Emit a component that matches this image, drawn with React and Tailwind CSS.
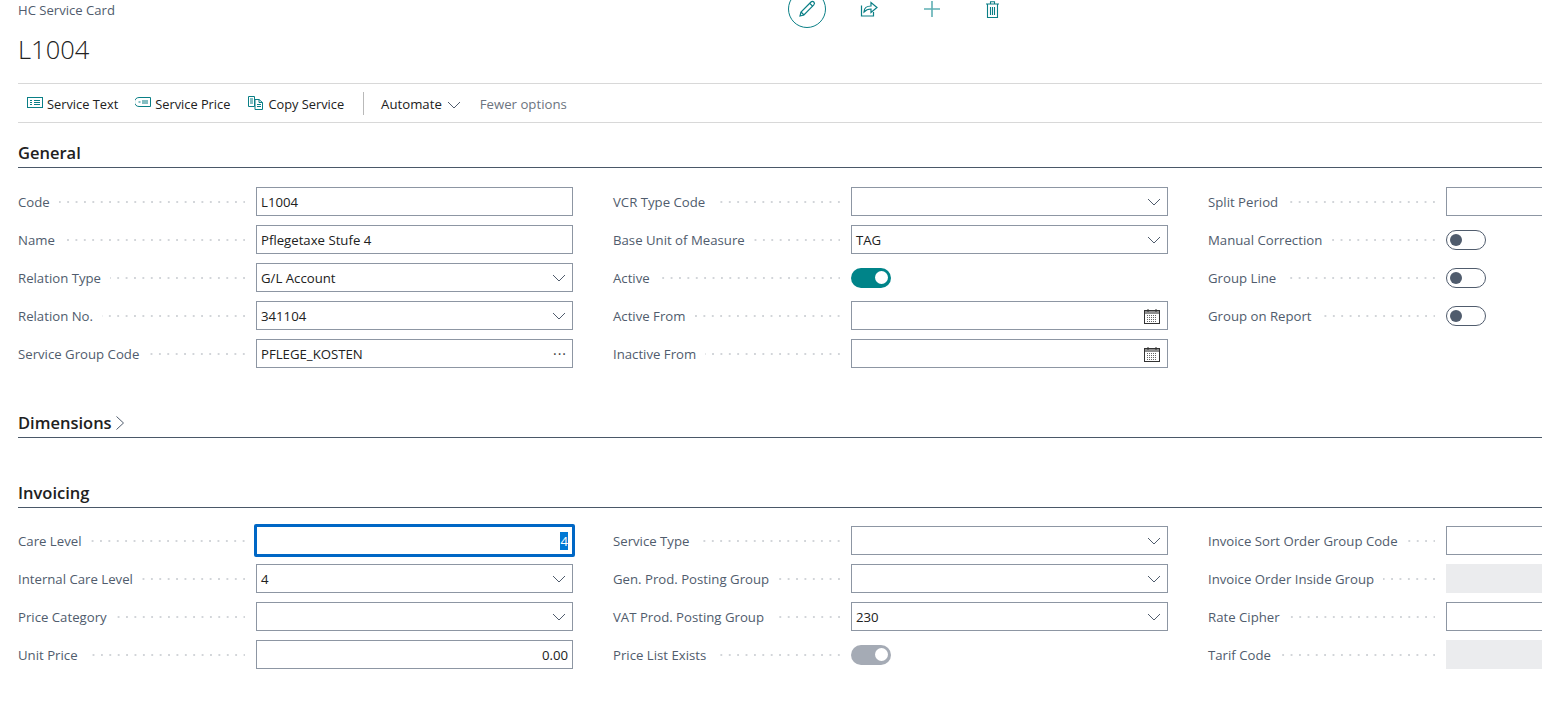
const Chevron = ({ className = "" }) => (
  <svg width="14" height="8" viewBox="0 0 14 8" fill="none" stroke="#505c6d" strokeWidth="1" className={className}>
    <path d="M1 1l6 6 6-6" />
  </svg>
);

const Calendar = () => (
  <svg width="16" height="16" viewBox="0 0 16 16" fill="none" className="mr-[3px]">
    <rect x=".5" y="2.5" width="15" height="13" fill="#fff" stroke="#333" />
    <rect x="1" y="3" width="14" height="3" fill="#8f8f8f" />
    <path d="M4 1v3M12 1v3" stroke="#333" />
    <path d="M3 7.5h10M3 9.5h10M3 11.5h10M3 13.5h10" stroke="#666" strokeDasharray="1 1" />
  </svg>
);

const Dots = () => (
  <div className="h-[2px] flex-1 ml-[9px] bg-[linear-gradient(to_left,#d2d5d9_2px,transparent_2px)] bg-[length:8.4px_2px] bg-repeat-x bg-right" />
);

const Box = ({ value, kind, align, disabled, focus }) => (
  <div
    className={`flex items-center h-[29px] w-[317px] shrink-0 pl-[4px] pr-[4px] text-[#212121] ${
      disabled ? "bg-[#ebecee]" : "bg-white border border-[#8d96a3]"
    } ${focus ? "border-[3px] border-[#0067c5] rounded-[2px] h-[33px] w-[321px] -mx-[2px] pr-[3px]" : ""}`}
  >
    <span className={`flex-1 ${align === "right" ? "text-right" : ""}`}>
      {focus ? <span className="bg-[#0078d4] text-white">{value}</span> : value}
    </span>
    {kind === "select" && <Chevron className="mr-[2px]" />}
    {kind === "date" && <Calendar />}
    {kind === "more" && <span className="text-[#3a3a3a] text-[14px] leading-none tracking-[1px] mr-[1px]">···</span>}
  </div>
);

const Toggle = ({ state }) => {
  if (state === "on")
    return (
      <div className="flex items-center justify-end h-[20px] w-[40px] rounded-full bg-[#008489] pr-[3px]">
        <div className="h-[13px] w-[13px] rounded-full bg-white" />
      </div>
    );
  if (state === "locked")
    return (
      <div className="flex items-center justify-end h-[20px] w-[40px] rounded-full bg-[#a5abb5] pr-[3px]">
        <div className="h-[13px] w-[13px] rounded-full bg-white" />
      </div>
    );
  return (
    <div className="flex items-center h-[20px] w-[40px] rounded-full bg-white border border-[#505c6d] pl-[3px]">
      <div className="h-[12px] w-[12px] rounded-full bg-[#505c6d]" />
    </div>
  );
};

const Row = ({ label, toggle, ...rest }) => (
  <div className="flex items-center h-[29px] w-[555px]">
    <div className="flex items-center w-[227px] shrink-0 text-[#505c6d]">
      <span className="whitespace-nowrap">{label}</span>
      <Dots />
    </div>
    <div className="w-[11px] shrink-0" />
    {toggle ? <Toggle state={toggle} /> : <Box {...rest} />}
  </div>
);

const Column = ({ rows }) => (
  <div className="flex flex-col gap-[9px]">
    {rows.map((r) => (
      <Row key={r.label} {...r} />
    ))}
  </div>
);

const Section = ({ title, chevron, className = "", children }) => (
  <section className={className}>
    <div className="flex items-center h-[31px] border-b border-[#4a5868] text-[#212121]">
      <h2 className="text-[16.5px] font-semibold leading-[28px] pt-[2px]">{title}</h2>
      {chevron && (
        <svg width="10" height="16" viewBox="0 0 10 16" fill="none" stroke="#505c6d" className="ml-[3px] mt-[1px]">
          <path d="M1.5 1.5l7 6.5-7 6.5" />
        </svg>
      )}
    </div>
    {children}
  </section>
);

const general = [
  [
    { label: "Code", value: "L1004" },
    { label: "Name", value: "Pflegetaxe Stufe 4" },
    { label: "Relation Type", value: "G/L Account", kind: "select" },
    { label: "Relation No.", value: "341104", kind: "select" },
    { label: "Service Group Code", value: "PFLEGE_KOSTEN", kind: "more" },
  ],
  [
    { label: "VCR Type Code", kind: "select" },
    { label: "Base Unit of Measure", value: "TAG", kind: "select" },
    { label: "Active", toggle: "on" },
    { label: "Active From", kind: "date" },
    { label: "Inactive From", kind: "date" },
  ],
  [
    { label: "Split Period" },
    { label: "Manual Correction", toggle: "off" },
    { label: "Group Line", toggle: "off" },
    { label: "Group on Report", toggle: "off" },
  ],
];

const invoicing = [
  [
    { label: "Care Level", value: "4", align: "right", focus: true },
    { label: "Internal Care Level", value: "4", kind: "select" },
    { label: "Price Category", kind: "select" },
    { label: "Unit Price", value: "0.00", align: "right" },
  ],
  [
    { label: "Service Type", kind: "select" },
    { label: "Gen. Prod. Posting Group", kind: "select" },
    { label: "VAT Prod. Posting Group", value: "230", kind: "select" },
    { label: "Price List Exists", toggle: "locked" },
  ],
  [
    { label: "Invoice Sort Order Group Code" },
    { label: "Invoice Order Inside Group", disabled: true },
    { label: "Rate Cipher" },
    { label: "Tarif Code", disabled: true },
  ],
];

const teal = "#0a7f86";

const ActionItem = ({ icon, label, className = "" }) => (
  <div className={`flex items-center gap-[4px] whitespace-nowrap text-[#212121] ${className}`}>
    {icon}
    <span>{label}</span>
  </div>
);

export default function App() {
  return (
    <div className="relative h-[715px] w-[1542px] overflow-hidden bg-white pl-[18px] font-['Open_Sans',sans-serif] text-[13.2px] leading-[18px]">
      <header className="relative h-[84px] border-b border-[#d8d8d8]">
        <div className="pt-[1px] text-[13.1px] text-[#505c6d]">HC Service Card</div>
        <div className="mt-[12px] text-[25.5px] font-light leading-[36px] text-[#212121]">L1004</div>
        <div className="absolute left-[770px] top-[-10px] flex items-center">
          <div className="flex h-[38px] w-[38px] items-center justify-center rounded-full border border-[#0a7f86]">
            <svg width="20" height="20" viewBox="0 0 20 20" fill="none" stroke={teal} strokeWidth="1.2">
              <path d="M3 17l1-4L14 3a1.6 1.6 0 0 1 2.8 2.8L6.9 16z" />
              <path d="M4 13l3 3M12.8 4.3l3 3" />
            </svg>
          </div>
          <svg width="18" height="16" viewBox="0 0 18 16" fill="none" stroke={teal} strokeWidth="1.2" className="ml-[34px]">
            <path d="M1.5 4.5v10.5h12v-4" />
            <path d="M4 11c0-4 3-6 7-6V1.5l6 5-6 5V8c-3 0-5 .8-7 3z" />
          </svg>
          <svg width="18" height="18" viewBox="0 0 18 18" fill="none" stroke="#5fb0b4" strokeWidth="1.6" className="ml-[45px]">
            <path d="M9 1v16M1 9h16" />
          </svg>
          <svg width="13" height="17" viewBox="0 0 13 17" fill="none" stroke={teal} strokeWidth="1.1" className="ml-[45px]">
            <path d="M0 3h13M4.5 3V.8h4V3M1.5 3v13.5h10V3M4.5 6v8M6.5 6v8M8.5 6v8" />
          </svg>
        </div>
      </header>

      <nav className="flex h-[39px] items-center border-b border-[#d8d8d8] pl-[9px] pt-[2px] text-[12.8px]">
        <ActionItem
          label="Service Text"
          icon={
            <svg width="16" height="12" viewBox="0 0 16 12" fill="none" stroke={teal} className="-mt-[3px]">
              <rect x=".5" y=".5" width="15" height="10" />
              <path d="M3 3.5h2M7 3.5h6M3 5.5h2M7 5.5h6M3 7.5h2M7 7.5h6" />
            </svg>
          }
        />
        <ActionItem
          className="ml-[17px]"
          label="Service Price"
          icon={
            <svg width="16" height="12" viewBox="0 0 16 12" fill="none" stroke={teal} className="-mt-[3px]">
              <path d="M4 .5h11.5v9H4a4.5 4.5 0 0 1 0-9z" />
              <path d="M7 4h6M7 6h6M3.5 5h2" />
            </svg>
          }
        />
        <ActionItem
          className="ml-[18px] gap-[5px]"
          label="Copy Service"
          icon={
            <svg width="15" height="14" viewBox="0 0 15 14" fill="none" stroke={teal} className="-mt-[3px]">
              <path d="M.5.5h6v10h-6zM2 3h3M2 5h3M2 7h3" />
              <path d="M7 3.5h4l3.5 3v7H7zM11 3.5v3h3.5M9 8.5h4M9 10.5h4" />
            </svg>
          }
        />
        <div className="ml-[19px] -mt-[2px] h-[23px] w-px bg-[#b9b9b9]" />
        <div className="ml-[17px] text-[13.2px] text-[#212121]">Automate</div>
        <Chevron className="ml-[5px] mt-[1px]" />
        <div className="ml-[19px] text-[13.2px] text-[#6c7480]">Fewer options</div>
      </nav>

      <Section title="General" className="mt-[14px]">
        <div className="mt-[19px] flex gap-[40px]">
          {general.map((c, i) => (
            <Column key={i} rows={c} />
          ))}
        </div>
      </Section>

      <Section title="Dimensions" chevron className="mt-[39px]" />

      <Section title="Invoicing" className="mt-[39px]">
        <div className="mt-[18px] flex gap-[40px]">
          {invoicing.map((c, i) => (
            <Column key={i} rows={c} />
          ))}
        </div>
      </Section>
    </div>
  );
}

━━━━━━━━━━━━━━━━

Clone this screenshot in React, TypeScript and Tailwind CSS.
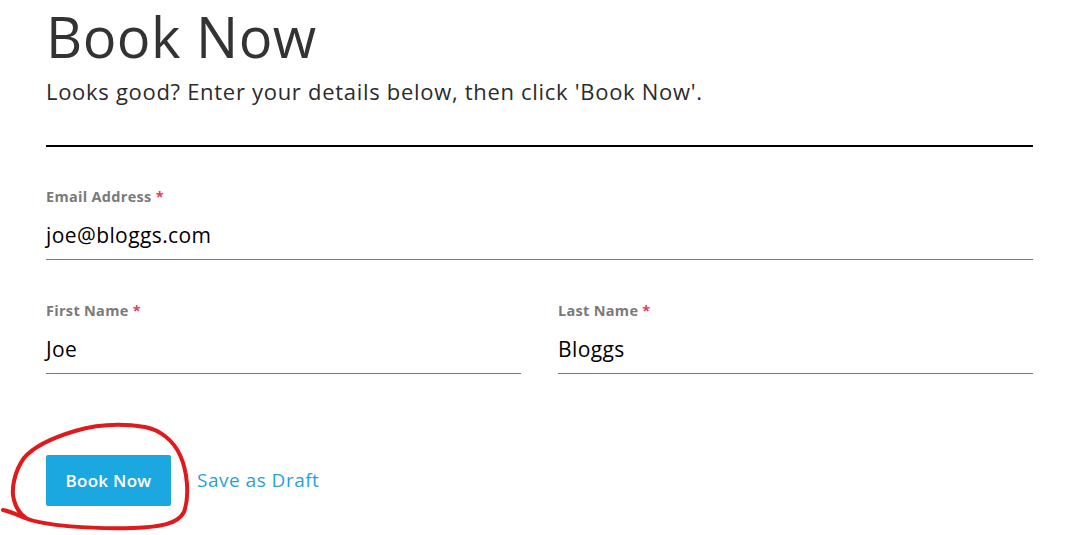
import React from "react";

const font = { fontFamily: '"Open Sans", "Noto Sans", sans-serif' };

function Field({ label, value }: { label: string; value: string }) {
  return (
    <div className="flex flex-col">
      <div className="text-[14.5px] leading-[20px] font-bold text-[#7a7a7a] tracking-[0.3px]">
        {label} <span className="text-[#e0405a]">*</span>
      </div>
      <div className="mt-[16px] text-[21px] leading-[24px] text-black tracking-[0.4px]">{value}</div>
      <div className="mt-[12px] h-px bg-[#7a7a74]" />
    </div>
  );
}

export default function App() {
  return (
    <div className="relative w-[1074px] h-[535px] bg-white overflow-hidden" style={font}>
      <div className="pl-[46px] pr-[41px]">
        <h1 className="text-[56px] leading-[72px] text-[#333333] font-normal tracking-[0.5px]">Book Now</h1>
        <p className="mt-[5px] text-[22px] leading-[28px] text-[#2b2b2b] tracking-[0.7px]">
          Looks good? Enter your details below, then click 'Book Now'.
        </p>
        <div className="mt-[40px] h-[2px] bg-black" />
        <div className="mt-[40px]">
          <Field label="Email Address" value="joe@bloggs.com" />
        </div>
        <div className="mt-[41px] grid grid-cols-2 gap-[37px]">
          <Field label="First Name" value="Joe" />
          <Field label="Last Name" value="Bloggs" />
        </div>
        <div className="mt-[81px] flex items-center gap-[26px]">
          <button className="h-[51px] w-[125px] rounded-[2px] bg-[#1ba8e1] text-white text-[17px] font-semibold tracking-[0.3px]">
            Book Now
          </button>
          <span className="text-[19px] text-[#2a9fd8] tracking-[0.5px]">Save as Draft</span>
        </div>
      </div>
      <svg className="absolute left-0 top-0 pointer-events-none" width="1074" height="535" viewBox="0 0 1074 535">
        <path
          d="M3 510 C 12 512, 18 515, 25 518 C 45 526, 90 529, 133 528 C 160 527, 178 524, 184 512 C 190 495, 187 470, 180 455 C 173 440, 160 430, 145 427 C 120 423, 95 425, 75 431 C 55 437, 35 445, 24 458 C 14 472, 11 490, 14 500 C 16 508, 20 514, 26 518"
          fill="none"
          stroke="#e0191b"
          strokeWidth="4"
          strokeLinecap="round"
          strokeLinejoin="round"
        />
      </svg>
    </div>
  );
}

━━━━━━━━━━━━━━━━

• Your instructions:
Search the entries for the word "Tailwind" and copy every line that has it.

• Solved problem:
Emit a component that matches this image, drawn with React and Tailwind CSS.
Clone this screenshot in React, TypeScript and Tailwind CSS.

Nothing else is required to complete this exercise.